Druids will remain the most flexible choice of all.
Whether your choice will be the best choice, of course, will depend on which way the pendulum swings, and which class is on top this month. Because no matter what, an exclusionary model will have a right choice, and a wrong one. There will be an optimal class to have rolled for what you’re trying to do, and hopefully, that’s whichever one you picked.
NO EXIT
I’m trying to make sure that I’m not complaining about my lot as a former Warlock player. Just like my AD&D experience, it shaped my views on the Holy Trinity, protecting me from the pressures of healing and tanking but also preventing me from experiencing it without another character.

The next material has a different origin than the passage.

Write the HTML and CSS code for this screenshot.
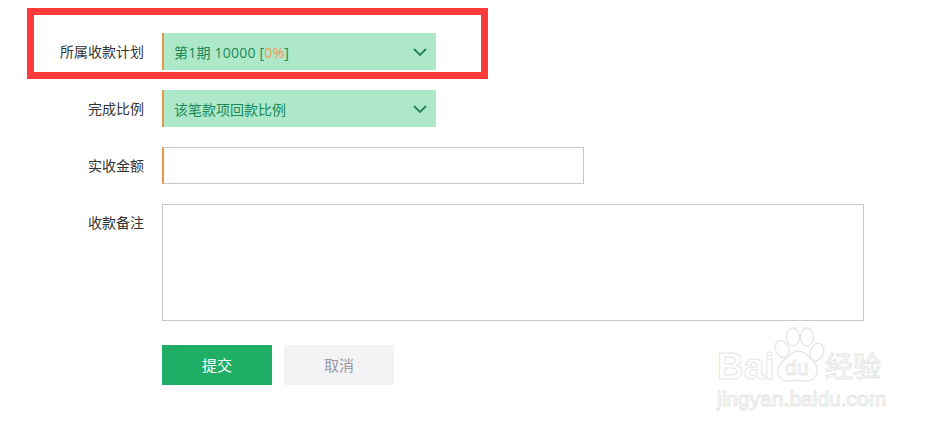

The experience left me somewhat bitter and jaded about the whole idea of roles within the game, to be honest. Why should I be locked in to only DPS roles? Why should I have to roll another toon if I wanted to heal or tank? I didn’t know what those things were when I rolled my first class of toons, and now I have to go roll another one? Put aside my main to go do these things? Is this fair?
But in the process of rolling those alts, I came to see the other side, too. Why should I be penalized for rolling a class that can tank? Why should my DPS spec be worse just because I can heal, too? How is that fair?
Both positions have a point. How is it fair?
And the answer is, it’s not. No matter which way you look at it, it’s not.
Warcraft has an exclusionary class and role design philosophy. That’s okay, it adds interest and spice to the RPG part of the game.
But it also presents an insoluble problem for class balance. And we, as players, have to deal with the fallout from that problem – constantly shifting class abilities, utilities, and balance.
(Even Druids! They can’t escape it, either!)
This isn’t all about being on top of the charts, or having the most utility, or the best tank.
It’s about how our role playing choices set and limit our roles within the game.
As long as Warcraft requires tanks, healers, and DPS, and classes have to choose between them – this is one of those problems we’ll have to deal with.